Correlated Features for Listing Prices
I found that the “accommodates”, “guests_included”, “cleaning_fee”, “beds”, and “bedrooms” features were the five most correlated features for listing prices”, but per the scatter plot below, they didn’t seem to be highly correlated. I ended up keeping every feature in my models.

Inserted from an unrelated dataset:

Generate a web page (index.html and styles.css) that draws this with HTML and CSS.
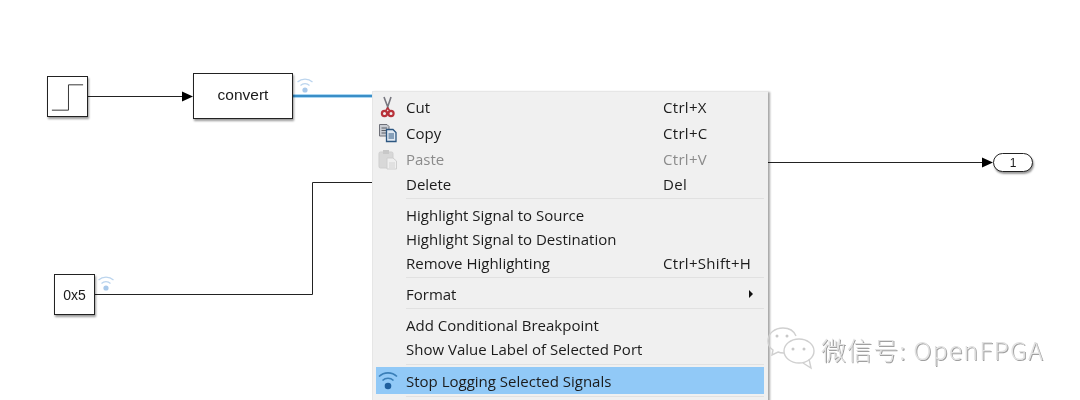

Correlated Features for Listing Prices
Scatter Plot Matrix for Price Related Features
Results
The results of my linear regression and random forest models are in the table below:
Model | Adjusted R Squared | Adjusted R Squared (Cross-Validation) | RMSE |
---|---|---|---|
Linear Regression | 0.4407 | 0.4366 | 6,567 yen |
Random Forest | 0.8749 | 0.7124 | 4,833 yen |
The table shows that the linear regression model is not statistically significant, and the random forest model is overfitting.
Future Improvement
I only used the numerical columns in the dataset for price prediction modelling. I could use categorical columns and more feature engineering to improve my models.
Sentiment Analysis
Sentimental analysis is the interpretation of text data using natural language processing (NLP) and text analysis techniques. I performed sentiment analysis on 416,396 Tokyo Airbnb reviews.
Summary Statistics
- Count: 416,394 Reviews
- Average Review Scores Rating: 93.7
- Maximum Review Scores Rating: 100.0
- Minimum Review Scores Rating: 20.0
Rating Distribution
The figure below shows a left-skewed distribution with way more highly rated reviews.
Rating Distribution
Text Data Processing
I did the following to process the reviews text data:
- Tokenization
- I removed punctuations and split each review into an array of words.
- Removing Stop Words
- I removed insignificant words such as articles and prepositions.
- Stemming
- I reduced words to the root form.
N-gram Analysis
I used n-grams with sizes of 1 to 4 for modelling and analysis. The following are some of the characteristics of Tokyo Airbnb listings with high review ratings:
- Great place
- Great location
- Close to train station
- Within walking distance
- Clean place
- Convenience store
- Great Airbnb host
- Airbnb that they can recommend
- Airbnb that they enjoyed
Top 20 N-grams for Review Scores Between 90 and 100
Logistic Regression Model
I developed a logistic regression model to predict how users feel about Tokyo Airbnb listings using 416,396 Tokyo Airbnb reviews. The model classifies each review into Very Bad, Bad, Neutral, Good, or Very Good.
Discretization
Review ratings are continuous and range from 0.0 to 100.0 in the dataset. To perform classification, I discretized the review ratings into the following:
- 0 to 39 → 0 (Very Bad)
- 40 to 59 → 1 (Bad)
- 60 to 79 → 2 (Neutral)
- 80 to 89 → 3 (Good)
- 90 to 100 → 4 (Very Good)
Model Evaluation
I created a confusion matrix to evaluate my logistic regression model, which shows the following:
- Number of Accurate Predictions: 35 + 1316 + 103350 = 104,701
- Total Number of Predictions = 124,821
- Accuracy (Precision) = 104,701 / 124,821 = 0.8388 (approx. 83.9% accuracy)
Confusion Matrix
I subsequently performed a 5-fold cross-validation on the model. I got the mean accuracy score of 83.5%, which is similar to the accuracy score of 83.9% mentioned earlier and means that the model generalized well.